Un'altra pagina vergognosa della storia delle rappresaglie contro i partecipanti al movimento pacifista americano è stata aggiunta dalle autorità statunitensi a metà settembre 1984, quando il famoso medico per bambini Benjamin Spock e i suoi simpatizzanti sono stati arrestati non lontano dalla Casa Bianca per aver partecipato a una manifestazione di protesta contro la politica militarista dell'amministrazione Reagan. Le azioni della polizia rappresentavano un tentativo aperto da parte di Washington di intimidire e mettere a tacere non solo questo convinto umanista, ma anche tutti coloro che si oppongono alla politica statunitense di inasprimento delle tensioni internazionali.

Secondo la stampa americana, oggi più di trenta attivisti del movimento contro la guerra, condannati a pene detentive variabili per aver partecipato a manifestazioni di protesta antimilitariste, languiscono nelle carceri americane.

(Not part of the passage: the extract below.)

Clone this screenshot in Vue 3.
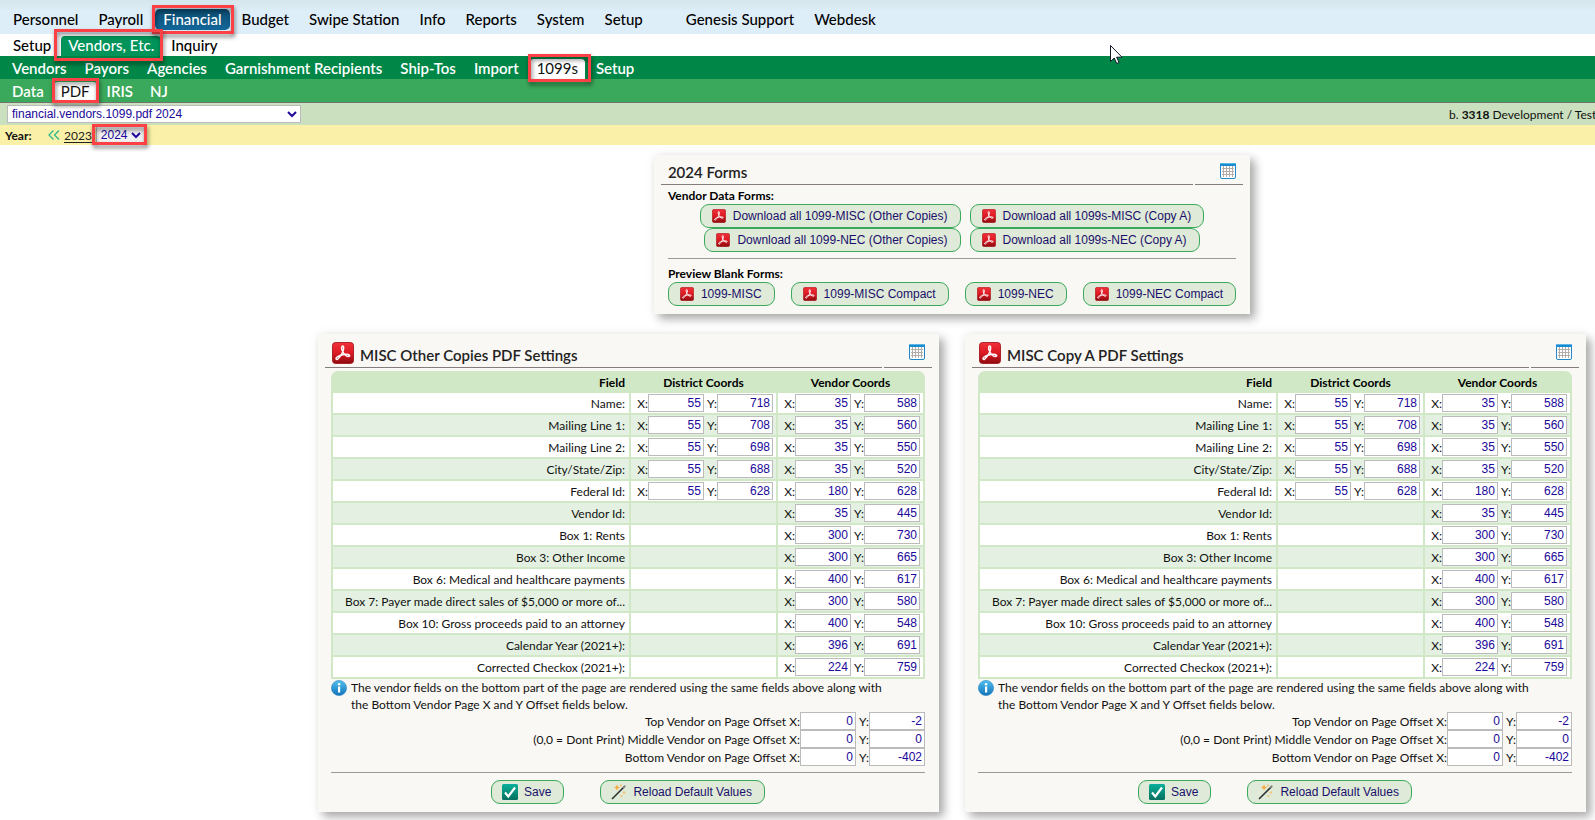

  1. Herbert Marcuse, filosofo e sociologo. Negli anni Sessanta avanzò l'idea che la classe operaia avesse perso il suo ruolo rivoluzionario, che sarebbe passato nelle mani delle minoranze nazionali perseguitate, dei settori radicali del corpo studentesco, dell'intellighenzia, ecc. La teoria di Marcuse ha plasmato in larga misura l'ideologia degli estremisti di sinistra in Occidente.